Schaefer names new chiefs of general services, environment

ANNAPOLIS — ANNAPOLIS -- Gov. William Donald Schaefer, still brooding over the results of his re-election and uncertain whether to be embarrassed or gratified by his margin of victory, reacted yesterday with a further shake-up of his Cabinet.

The governor sent General Services Secretary Earl F. Seboda into retirement and replaced him with Martin W. Walsh Jr., who has served since July 1987 as the first secretary of the new Department of the Environment.


Mr. Schaefer replaced Mr. Walsh with Robert Perciasepe, who served as Mr. Walsh's deputy for the past 18 months and once worked in Mr. Schaefer's planning department when the governor was mayor of Baltimore.

The governor, admitting that he was still attempting to figure out what message voters were trying to send elected officials this year, said there might be additional changes to his Cabinet or his top staff. He said he might even reach down into various state agencies and departments to change appointees in the second and third tiers.


Both the governor and Mr. Seboda denied that the 52-year-old secretary was forced out of the Cabinet, although Mr. Schaefer complained that he had been unhappy with the speed and quality of some state construction projects and with the maintenance of state buildings. Mr. Seboda was a carry-over from the administration of Harry R. Hughes, and Schaefer confidants have long acknowledged that his style differed sharply from the governor's.

The governor had nothing but praise for Mr. Walsh's performance as secretary of environment, even though the behavior of the former U.S. Army Corps of Engineers colonel after taking office so alienated his staff that one of the governor's closest advisers recommended in July 1988 that he be fired.

"I think he did a great job," the governor said, saying Mr. Walsh inherited a department that for years had been a "stepchild" within the health department. "I just need Mr. Walsh in another spot."

The change, however, was praised by representatives of the environmental community, who said they had difficulty getting along with Mr. Walsh.

"Marty Walsh was not popular with the grass-roots environmental groups I work with," said John Kabler of Clean Water Action, adding that "morale in the department was awful, and good people were leaving." By contrast, he said Mr. Perciasepe was "highly regarded by everybody. He's smart, he knows how things work, he understands what he is doing, and he understands the politics of how environmental groups work."

Mr. Perciasepe, 39, who holds a bachelor's degree in environmental science from Cornell University and a master's degree in planning from Syracuse University, said he didnot plan any immediate changes in the department other than "fine-tuning."

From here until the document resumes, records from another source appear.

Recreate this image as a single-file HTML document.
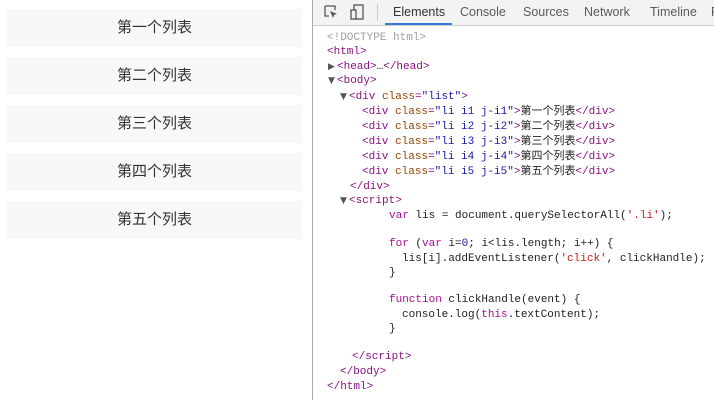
<!DOCTYPE html>
<html><head><meta charset="utf-8"><style>
body{margin:0;width:714px;height:400px;background:#fff;position:relative;overflow:hidden;font-family:"Liberation Sans","Noto Sans CJK SC",sans-serif}
.li{position:absolute;left:7px;width:295px;height:38px;background:#f8f8f8;text-align:center;line-height:38px;font-size:15px;color:#333}
#dt{position:absolute;left:312px;top:0;width:402px;height:400px;border-left:1px solid #aaa;background:#fff}
#tb{position:absolute;left:0;top:0;right:0;height:25px;background:#f3f3f3;border-bottom:1px solid #ccc;font-size:12.5px;color:#5a5a5a}
#tb span{position:absolute;top:5px}
.l{position:absolute;font-family:"Liberation Mono","Noto Sans CJK SC",monospace;font-size:11px;white-space:pre;line-height:14px;color:#222}
.t{color:#881280}.a{color:#994500}.v{color:#1a1aa6}.g{color:#a0a0a0}.k{color:#aa0d91}.s{color:#c41a16}
.ar{display:inline-block;width:9px;color:#555;font-family:"DejaVu Sans",sans-serif;font-size:9px;line-height:14px;vertical-align:top}
</style></head><body>
<div class="li" style="top:9px">第一个列表</div>
<div class="li" style="top:57px">第二个列表</div>
<div class="li" style="top:105px">第三个列表</div>
<div class="li" style="top:153px">第四个列表</div>
<div class="li" style="top:201px">第五个列表</div>
<div id="dt">
<div id="tb">
<svg style="position:absolute;left:11px;top:5px" width="14" height="14" viewBox="0 0 14 14"><path d="M1 1h10v4M1 1v10h4" fill="none" stroke="#555" stroke-width="1.3"/><path d="M6 6l7 3-3 1-1 3z" fill="#555"/></svg>
<svg style="position:absolute;left:37px;top:4px" width="14" height="16" viewBox="0 0 14 16"><rect x="4" y="1" width="9" height="14" fill="none" stroke="#555" stroke-width="1.3"/><rect x="1" y="6" width="5" height="9" fill="#f3f3f3" stroke="#555" stroke-width="1.3"/></svg>
<div style="position:absolute;left:64px;top:4px;width:1px;height:17px;background:#ccc"></div>
<span style="left:80px;color:#333">Elements</span>
<div style="position:absolute;left:72px;top:23px;width:67px;height:2px;background:#3879d9"></div>
<span style="left:147px">Console</span>
<span style="left:210px">Sources</span>
<span style="left:271px">Network</span>
<span style="left:337px">Timeline</span>
<span style="left:398px">P</span>
</div>
</div>
<div class="l g" style="left:327px;top:31px">&lt;!DOCTYPE html&gt;</div>
<div class="l t" style="left:327px;top:45px">&lt;html&gt;</div>
<div class="l" style="left:328px;top:60px"><span class="ar">▶</span><span class="t">&lt;head&gt;</span>…<span class="t">&lt;/head&gt;</span></div>
<div class="l" style="left:328px;top:74px"><span class="ar">▼</span><span class="t">&lt;body&gt;</span></div>
<div class="l" style="left:340px;top:90px"><span class="ar">▼</span><span class="t">&lt;div </span><span class="a">class</span><span class="t">=</span><span class="v">"list"</span><span class="t">&gt;</span></div>
<div class="l" style="left:362px;top:105px"><span class="t">&lt;div </span><span class="a">class</span><span class="t">=</span><span class="v">"li i1 j-i1"</span><span class="t">&gt;</span>第一个列表<span class="t">&lt;/div&gt;</span></div>
<div class="l" style="left:362px;top:120px"><span class="t">&lt;div </span><span class="a">class</span><span class="t">=</span><span class="v">"li i2 j-i2"</span><span class="t">&gt;</span>第二个列表<span class="t">&lt;/div&gt;</span></div>
<div class="l" style="left:362px;top:135px"><span class="t">&lt;div </span><span class="a">class</span><span class="t">=</span><span class="v">"li i3 j-i3"</span><span class="t">&gt;</span>第三个列表<span class="t">&lt;/div&gt;</span></div>
<div class="l" style="left:362px;top:150px"><span class="t">&lt;div </span><span class="a">class</span><span class="t">=</span><span class="v">"li i4 j-i4"</span><span class="t">&gt;</span>第四个列表<span class="t">&lt;/div&gt;</span></div>
<div class="l" style="left:362px;top:165px"><span class="t">&lt;div </span><span class="a">class</span><span class="t">=</span><span class="v">"li i5 j-i5"</span><span class="t">&gt;</span>第五个列表<span class="t">&lt;/div&gt;</span></div>
<div class="l t" style="left:350px;top:180px">&lt;/div&gt;</div>
<div class="l" style="left:340px;top:194px"><span class="ar">▼</span><span class="t">&lt;script&gt;</span></div>
<div class="l" style="left:389px;top:209px"><span class="k">var</span> lis = document.querySelectorAll(<span class="s">'.li'</span>);</div>
<div class="l" style="left:389px;top:237px"><span class="k">for</span> (<span class="k">var</span> i=<span class="v">0</span>; i&lt;lis.length; i++) {</div>
<div class="l" style="left:402px;top:252px">lis[i].addEventListener(<span class="s">'click'</span>, clickHandle);</div>
<div class="l" style="left:389px;top:266px">}</div>
<div class="l" style="left:389px;top:293px"><span class="k">function</span> clickHandle(event) {</div>
<div class="l" style="left:402px;top:308px">console.log(<span class="k">this</span>.textContent);</div>
<div class="l" style="left:389px;top:322px">}</div>
<div class="l t" style="left:352px;top:350px">&lt;/script&gt;</div>
<div class="l t" style="left:340px;top:365px">&lt;/body&gt;</div>
<div class="l t" style="left:327px;top:380px">&lt;/html&gt;</div>
</body></html>
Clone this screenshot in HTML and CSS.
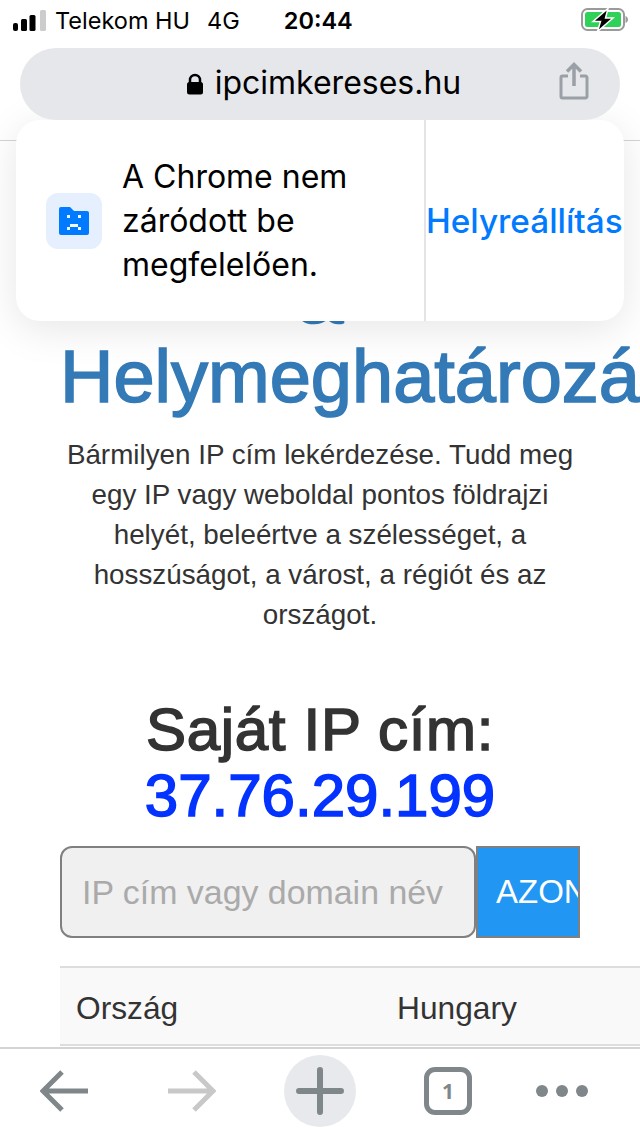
FILE: index.html
```html
<!DOCTYPE html>
<html lang="hu">
<head>
<meta charset="utf-8">
<title>ipcimkereses.hu</title>
<link rel="stylesheet" href="styles.css">
</head>
<body>
<div class="phone">
  <header class="chrome-top">
    <div class="status">
      <svg class="signal" width="34" height="22" viewBox="0 0 34 22">
        <rect x="0" y="13" width="5" height="8" rx="2" fill="#000"/>
        <rect x="8" y="9" width="6" height="12" rx="1.5" fill="#000"/>
        <rect x="16.500" y="5" width="6" height="16" rx="1.500" fill="#000"/>
        <rect x="27" y="0" width="6" height="21" rx="1.500" fill="#ccc"/>
      </svg>
      <span class="carrier">Telekom HU</span>
      <span class="net">4G</span>
      <span class="time">20:44</span>
      <svg class="battery" width="48" height="24" viewBox="0 0 48 24">
        <rect x="1" y="1" width="42" height="21" rx="5.500" fill="#fff" stroke="#9a9a9a" stroke-width="2"/>
        <rect x="4" y="4" width="36" height="15" rx="2.500" fill="#30d158"/>
        <path d="M44.500 8v7c1.500-.5 2.500-2 2.500-3.500S46 8.500 44.500 8z" fill="#9a9a9a"/>
        <path d="M27 0.500 12 13.500h7.500l-3 10L32 10h-7.500z" fill="#000" stroke="#fff" stroke-width="1.500"/>
      </svg>
    </div>
    <div class="address">
      <div class="url">
        <svg class="lock" width="18" height="22" viewBox="0 0 18 22">
          <path d="M4 10V7a5 5 0 0 1 10 0v3" fill="none" stroke="#000" stroke-width="2.500"/>
          <rect x="1" y="9" width="16" height="12.500" rx="2.500" fill="#000"/>
        </svg>
        <span>ipcimkereses.hu</span>
      </div>
      <svg class="share" width="30" height="38" viewBox="0 0 30 38">
        <path d="M9 14H3.500A1.500 1.500 0 0 0 2 15.500v19A1.500 1.500 0 0 0 3.500 36h23a1.500 1.500 0 0 0 1.500-1.500v-19a1.500 1.500 0 0 0-1.500-1.500H21" fill="none" stroke="#9aa0a6" stroke-width="3"/>
        <path d="M15 24V3M8 9.500 15 2.500l7 7" fill="none" stroke="#9aa0a6" stroke-width="3.500"/>
      </svg>
    </div>
  </header>

  <main class="page">
    <h1 class="title">&amp; Helymeghatározás</h1>
    <p class="lead">Bármilyen IP cím lekérdezése. Tudd meg egy IP vagy weboldal pontos földrajzi helyét, beleértve a szélességet, a hosszúságot, a várost, a régiót és az országot.</p>
    <h2 class="own-ip"><span class="own-label">Saját IP cím:</span><br><span class="ip">37.76.29.199</span></h2>
    <form class="search">
      <input class="search-input" type="text" placeholder="IP cím vagy domain név">
      <button class="search-btn" type="button">AZONOSÍTÁS</button>
    </form>
    <div class="table">
      <div class="row"><span>Ország</span><span>Hungary</span></div>
    </div>
  </main>

  <nav class="toolbar">
    <svg class="tool" width="48" height="44" viewBox="0 0 48 44">
      <path d="M48 22H3M22 3 3 22l19 19" fill="none" stroke="#80878a" stroke-width="5"/>
    </svg>
    <svg class="tool" width="48" height="44" viewBox="0 0 48 44">
      <path d="M0 22h45M26 3l19 19-19 19" fill="none" stroke="#c8c8c8" stroke-width="5"/>
    </svg>
    <div class="plus">
      <svg width="48" height="48" viewBox="0 0 48 48">
        <path d="M3 24h42M24 3v42" fill="none" stroke="#80878a" stroke-width="6" stroke-linecap="round"/>
      </svg>
    </div>
    <div class="tabs">1</div>
    <svg class="dots" width="52" height="12" viewBox="0 0 52 12">
      <circle cx="6" cy="6" r="6" fill="#80878a"/>
      <circle cx="26" cy="6" r="6" fill="#80878a"/>
      <circle cx="46" cy="6" r="6" fill="#80878a"/>
    </svg>
  </nav>

  <aside class="toast">
    <div class="toast-body">
      <div class="toast-icon">
        <svg width="30" height="28" viewBox="0 0 30 28">
          <path d="M0 2a2 2 0 0 1 2-2h9l4 4h13a2 2 0 0 1 2 2v20a2 2 0 0 1-2 2H2a2 2 0 0 1-2-2z" fill="#007aff"/>
          <path d="M8 8h3v3H8zM19 8h3v3h-3zM11 17h8v3h-8zM8 20h3v3H8zM19 20h3v3h-3z" fill="#f2f7ff"/>
        </svg>
      </div>
      <p class="toast-text">A Chrome nem záródott be megfelelően.</p>
    </div>
    <div class="toast-action">Helyreállítás</div>
  </aside>
</div>
</body>
</html>
```

FILE: styles.css
```css
* { box-sizing: border-box; }
html, body { margin: 0; padding: 0; }
body { background: #fff; font-family: "Liberation Sans", Arial, sans-serif; color: #333; }
.phone { position: relative; width: 640px; height: 1136px; overflow: hidden; display: flex; flex-direction: column; }

.chrome-top { height: 141px; flex: none; border-bottom: 1px solid #d4d4d4; background: #fff; font-family: Inter, sans-serif; color: #000; }
.status { height: 48px; display: flex; align-items: center; padding: 0 13px; font-size: 23.500px; position: relative; }
.signal { margin-top: -6px; }
.carrier { margin-left: 8px; margin-top: -7px; }
.net { margin-left: 17px; margin-top: -7px; }
.time { margin-left: 44px; margin-top: -7px; font-weight: 600; }
.battery { margin-left: auto; margin-top: -9px; margin-right: -2px; }

.address { height: 72px; margin: 0 20px; background: #e6e7eb; border-radius: 36px; display: flex; align-items: center; position: relative; z-index: 2; }
.url { flex: 1; display: flex; align-items: center; justify-content: center; gap: 11px; font-size: 32px; margin-top: -3px; padding-left: 7px; }
.lock { flex: none; margin-top: 3px; }
.share { position: absolute; right: 31px; top: 14px; }

.page { flex: 1; min-height: 0; overflow: hidden; padding: 117px 60px 0; }
.title { margin: 0 0 19px; font-size: 74px; line-height: 79px; font-weight: 400; color: #337ab7; text-align: center; -webkit-text-stroke: 1.600px #337ab7; }
.lead { margin: 0; font-size: 27.800px; line-height: 40px; text-align: center; }
.own-ip { margin: 62px 0 17px; font-size: 60px; line-height: 66px; font-weight: 400; text-align: center; }
.own-label { letter-spacing: .7px; -webkit-text-stroke: 1.600px #333; }
.ip { color: #0433ff; -webkit-text-stroke: 1.600px #0433ff; }

.search { display: flex; }
.search-input { width: 416px; height: 92px; padding: 0 20px 0 20px; border: 2px solid #808080; border-radius: 12px; background: #f0f0f0; font: 33.900px "Liberation Sans", Arial, sans-serif; outline: none; }
.search-input::placeholder { color: #aaa; opacity: 1; }
.search-btn { width: 104px; height: 92px; padding: 0 0 0 18px; border: 2px solid #808080; border-radius: 0; background: #2196f3; color: #fff; font: 33px "Liberation Sans", Arial, sans-serif; text-align: left; white-space: nowrap; overflow: hidden; }

.table { margin-top: 28px; width: 580px; border-top: 2px solid #ddd; }
.row { display: grid; grid-template-columns: 321px 1fr; height: 78px; padding: 4px 0 0 16px; align-items: center; background: #f9f9f9; border-bottom: 2px solid #ddd; font-size: 31.700px; }

.toolbar { height: 89px; flex: none; background: #fff; border-top: 2px solid #d4d4d4; padding-bottom: 4px; display: grid; grid-template-columns: repeat(5, 128px); align-items: center; justify-items: center; }
.plus { width: 72px; height: 72px; border-radius: 50%; background: #e8e9ed; display: flex; align-items: center; justify-content: center; }
.tabs { width: 48px; height: 48px; border: 5px solid #80878a; border-radius: 11px; display: flex; align-items: center; justify-content: center; font: 700 21px "Open Sans", sans-serif; color: #80878a; }
.dots { margin-right: 28px; }

.toast { position: absolute; left: 16px; top: 120px; width: 608px; height: 201px; background: #fff; border-radius: 24px; box-shadow: 0 8px 40px rgba(0,0,0,.1); display: flex; font-family: Inter, sans-serif; color: #000; }
.toast-body { width: 410px; flex: none; border-right: 2px solid #e4e4e4; display: flex; align-items: center; padding-left: 30px; gap: 20px; }
.toast-icon { width: 56px; height: 56px; flex: none; background: #e5effd; border-radius: 12px; display: flex; align-items: center; justify-content: center; }
.toast-text { margin: 0; font-size: 32px; line-height: 44px; width: 260px; }
.toast-action { flex: 1; display: flex; align-items: center; justify-content: center; font-size: 33.300px; font-weight: 500; color: #007aff; white-space: nowrap; padding-right: 3px; }
```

Mr. Seboda, who became secretary in 1983, said he was proudest of the automated purchasing system his department instituted and of the telecommunications network he said was saving the state on phone costs. But during his tenure, he was blamed for problems at various state construction projects, especially the myriad problems at the new state prison in Somerset County. His agency also was castigated for mismanaging a program to remove asbestos from state-owned buildings.

Mr. Seboda said he had been considering retirement for at least a year and had just finished building a retirement cabin in Garrett County.


He becomes the second Cabinet secretary to leave since Mr. Schaefer defeated Republican William S. Shepard Nov. 6 by a margin of 60 percent to 40 percent. Two weeks ago, Transportation Secretary Richard H. Trainor announced plans to retire and to become a part-time paid consultant to the governor.

At a marathon Cabinet meeting the day Mr. Trainor's resignation was announced, Mr. Schaefer asked for the resignations of all his Cabinet secretaries and certain other staff aides. Some of those letters of resignations, he said, he intends to accept.

"There are some people on the second and third levels that are going to go -- are leaving us, let's put it that way," he said. "All levels. Top, bottom, whatever."